======== MATERIAL PROVIDED ========
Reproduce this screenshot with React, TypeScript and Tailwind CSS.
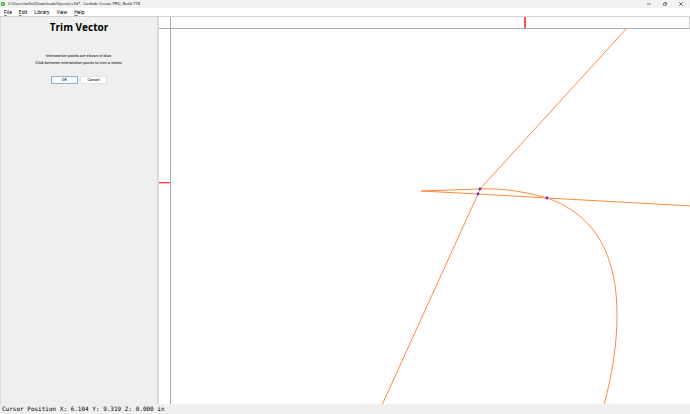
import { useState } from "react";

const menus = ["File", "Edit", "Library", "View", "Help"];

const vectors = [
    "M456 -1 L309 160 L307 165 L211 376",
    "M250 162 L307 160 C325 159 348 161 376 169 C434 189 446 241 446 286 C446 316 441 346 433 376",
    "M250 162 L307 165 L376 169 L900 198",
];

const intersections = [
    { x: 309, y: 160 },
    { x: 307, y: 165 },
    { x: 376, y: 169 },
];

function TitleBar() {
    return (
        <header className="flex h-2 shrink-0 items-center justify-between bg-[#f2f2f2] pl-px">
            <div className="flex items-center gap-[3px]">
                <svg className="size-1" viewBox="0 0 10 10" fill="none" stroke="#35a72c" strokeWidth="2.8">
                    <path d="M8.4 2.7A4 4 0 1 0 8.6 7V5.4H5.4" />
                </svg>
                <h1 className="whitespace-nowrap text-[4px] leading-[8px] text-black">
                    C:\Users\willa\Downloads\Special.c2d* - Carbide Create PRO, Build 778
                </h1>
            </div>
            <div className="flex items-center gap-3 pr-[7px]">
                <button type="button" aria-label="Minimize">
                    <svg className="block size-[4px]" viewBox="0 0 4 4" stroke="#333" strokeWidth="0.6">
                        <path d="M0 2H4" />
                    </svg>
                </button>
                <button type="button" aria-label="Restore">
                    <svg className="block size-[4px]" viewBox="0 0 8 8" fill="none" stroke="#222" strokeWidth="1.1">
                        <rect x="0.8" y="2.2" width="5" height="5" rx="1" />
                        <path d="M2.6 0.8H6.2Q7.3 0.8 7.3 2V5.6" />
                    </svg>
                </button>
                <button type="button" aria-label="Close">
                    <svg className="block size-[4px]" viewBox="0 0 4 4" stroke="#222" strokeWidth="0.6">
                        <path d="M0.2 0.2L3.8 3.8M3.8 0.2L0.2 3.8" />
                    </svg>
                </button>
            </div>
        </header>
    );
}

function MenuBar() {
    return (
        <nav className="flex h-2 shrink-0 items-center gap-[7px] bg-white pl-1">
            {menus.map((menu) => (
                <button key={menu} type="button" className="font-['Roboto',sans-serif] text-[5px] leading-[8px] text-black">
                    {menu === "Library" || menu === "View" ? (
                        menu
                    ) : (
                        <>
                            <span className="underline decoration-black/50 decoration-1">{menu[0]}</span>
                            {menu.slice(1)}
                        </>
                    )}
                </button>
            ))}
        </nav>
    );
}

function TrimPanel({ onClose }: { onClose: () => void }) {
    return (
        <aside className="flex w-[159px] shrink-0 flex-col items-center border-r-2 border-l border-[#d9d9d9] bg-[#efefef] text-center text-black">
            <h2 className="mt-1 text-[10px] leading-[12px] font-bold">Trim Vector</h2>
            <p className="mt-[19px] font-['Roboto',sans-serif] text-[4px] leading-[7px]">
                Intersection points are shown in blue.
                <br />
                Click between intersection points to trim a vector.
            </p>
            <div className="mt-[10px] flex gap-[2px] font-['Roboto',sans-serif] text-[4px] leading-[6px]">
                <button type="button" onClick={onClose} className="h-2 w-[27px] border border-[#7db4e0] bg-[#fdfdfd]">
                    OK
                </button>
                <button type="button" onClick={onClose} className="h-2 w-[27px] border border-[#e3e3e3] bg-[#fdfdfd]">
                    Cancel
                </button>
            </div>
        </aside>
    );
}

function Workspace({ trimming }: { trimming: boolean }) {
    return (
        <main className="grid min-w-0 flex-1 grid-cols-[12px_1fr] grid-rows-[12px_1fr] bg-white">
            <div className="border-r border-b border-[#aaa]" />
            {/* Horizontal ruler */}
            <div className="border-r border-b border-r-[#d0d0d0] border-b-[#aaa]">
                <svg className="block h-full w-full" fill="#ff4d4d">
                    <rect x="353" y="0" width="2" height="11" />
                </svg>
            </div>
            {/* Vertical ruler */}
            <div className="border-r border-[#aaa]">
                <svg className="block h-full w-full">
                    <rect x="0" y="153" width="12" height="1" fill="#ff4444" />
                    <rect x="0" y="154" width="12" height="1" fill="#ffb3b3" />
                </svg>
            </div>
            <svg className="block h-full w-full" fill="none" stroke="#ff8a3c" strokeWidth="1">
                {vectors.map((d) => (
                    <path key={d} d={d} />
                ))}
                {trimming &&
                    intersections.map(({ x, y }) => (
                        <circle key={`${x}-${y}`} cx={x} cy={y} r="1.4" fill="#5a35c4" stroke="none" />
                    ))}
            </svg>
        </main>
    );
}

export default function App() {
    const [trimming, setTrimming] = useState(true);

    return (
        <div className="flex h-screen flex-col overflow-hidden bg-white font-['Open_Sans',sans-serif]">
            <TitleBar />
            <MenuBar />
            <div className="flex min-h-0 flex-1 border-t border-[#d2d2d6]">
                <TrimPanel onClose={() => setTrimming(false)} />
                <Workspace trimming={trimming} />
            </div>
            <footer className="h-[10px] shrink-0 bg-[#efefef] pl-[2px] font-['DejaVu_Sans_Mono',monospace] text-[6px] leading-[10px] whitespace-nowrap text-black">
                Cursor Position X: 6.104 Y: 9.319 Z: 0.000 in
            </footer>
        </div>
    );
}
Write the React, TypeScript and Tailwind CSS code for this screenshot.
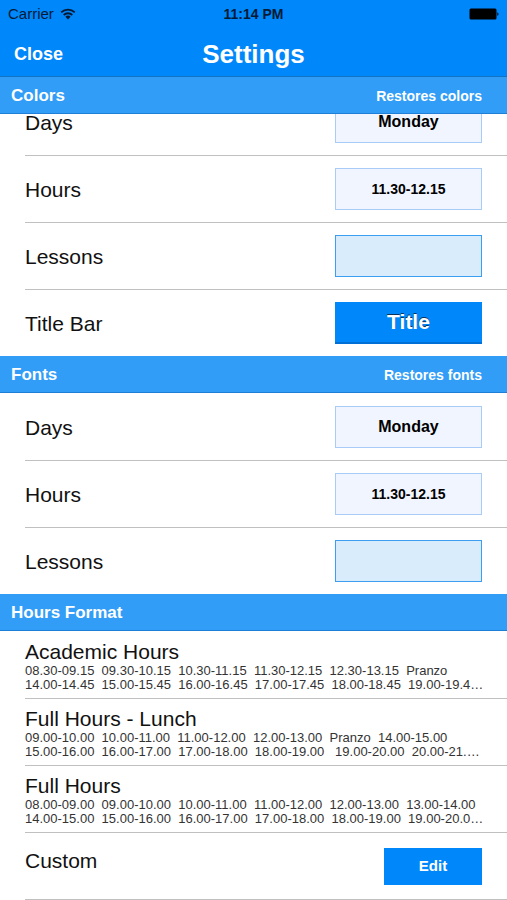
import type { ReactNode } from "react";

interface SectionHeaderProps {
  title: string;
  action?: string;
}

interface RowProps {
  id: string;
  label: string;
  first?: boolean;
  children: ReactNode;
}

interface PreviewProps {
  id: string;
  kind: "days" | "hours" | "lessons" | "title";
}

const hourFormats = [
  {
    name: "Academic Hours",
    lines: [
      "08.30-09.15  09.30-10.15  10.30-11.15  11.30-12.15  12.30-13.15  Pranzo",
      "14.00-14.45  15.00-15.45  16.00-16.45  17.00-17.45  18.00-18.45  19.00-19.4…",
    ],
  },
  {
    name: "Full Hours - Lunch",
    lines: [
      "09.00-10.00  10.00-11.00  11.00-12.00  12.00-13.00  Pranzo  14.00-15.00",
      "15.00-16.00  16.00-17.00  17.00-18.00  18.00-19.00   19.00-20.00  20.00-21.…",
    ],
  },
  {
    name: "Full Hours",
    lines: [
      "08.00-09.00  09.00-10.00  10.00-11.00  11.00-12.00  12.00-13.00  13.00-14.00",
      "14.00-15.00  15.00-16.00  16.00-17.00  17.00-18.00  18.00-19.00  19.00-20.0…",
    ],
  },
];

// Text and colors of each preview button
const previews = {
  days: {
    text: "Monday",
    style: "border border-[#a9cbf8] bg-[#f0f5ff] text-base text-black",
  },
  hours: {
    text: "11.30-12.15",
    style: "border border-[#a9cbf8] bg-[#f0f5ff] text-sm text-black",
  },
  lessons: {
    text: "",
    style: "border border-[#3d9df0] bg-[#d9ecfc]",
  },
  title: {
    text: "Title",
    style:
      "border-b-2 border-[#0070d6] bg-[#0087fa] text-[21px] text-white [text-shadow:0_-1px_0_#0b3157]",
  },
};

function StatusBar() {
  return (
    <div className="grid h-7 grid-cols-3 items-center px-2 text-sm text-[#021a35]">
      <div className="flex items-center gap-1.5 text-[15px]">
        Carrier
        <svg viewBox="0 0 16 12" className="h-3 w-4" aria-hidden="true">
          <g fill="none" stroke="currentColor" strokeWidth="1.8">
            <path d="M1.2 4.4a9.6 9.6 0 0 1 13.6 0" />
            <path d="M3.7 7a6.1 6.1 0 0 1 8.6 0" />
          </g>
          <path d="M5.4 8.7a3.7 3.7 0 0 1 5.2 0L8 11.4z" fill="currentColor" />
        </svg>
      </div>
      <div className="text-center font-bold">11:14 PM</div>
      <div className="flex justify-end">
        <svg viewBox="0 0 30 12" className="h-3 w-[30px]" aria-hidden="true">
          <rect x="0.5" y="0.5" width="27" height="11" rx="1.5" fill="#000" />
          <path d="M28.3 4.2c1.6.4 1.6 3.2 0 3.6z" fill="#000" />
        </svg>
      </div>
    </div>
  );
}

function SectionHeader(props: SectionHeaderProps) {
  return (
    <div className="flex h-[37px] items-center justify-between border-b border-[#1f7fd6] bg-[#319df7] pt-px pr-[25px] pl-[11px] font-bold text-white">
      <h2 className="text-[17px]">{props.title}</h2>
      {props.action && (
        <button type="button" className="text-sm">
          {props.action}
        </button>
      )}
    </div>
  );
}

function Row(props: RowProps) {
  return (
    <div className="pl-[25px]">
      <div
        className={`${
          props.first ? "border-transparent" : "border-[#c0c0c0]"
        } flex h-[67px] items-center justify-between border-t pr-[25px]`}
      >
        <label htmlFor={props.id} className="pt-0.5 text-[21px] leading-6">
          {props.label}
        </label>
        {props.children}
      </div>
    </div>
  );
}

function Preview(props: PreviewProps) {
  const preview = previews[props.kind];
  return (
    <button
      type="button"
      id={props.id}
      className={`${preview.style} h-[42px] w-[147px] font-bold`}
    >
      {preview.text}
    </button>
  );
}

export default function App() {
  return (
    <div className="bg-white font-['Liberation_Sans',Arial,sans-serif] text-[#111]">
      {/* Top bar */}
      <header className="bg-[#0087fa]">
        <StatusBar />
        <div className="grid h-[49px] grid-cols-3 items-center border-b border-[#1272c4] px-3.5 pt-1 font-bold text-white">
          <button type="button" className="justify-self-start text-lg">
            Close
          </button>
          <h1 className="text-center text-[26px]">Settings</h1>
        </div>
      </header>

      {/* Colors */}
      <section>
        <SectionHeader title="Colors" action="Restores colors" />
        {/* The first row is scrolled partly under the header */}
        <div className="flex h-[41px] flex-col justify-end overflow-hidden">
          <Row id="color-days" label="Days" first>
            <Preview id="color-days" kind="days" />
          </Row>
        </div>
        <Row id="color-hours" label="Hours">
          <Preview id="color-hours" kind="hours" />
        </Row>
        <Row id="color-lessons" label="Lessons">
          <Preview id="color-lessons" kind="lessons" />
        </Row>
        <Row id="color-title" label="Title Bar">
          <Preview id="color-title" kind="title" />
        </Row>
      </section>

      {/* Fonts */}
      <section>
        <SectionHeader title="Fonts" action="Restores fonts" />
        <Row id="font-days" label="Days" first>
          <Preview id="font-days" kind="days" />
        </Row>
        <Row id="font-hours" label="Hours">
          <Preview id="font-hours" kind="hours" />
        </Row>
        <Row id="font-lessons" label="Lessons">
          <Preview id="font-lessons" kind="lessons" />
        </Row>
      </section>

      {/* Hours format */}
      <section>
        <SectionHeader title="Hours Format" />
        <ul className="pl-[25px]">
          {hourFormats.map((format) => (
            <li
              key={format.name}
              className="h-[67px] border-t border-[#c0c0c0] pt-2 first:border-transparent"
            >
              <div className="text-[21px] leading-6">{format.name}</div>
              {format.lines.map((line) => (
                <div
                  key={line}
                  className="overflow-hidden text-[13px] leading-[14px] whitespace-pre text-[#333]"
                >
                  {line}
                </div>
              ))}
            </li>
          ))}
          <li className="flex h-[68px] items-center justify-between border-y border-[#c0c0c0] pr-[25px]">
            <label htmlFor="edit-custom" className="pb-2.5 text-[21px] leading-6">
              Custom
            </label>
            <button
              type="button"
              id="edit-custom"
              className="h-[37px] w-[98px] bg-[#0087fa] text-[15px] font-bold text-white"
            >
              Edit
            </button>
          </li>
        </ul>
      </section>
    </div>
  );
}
========
**EXERCISE DESCRIPTION:**
Which lines include the word "Tailwind"? Copy every one of them.

**RESPONSE TO THE EXERCISE:**
Reproduce this screenshot with React, TypeScript and Tailwind CSS.
Write the React, TypeScript and Tailwind CSS code for this screenshot.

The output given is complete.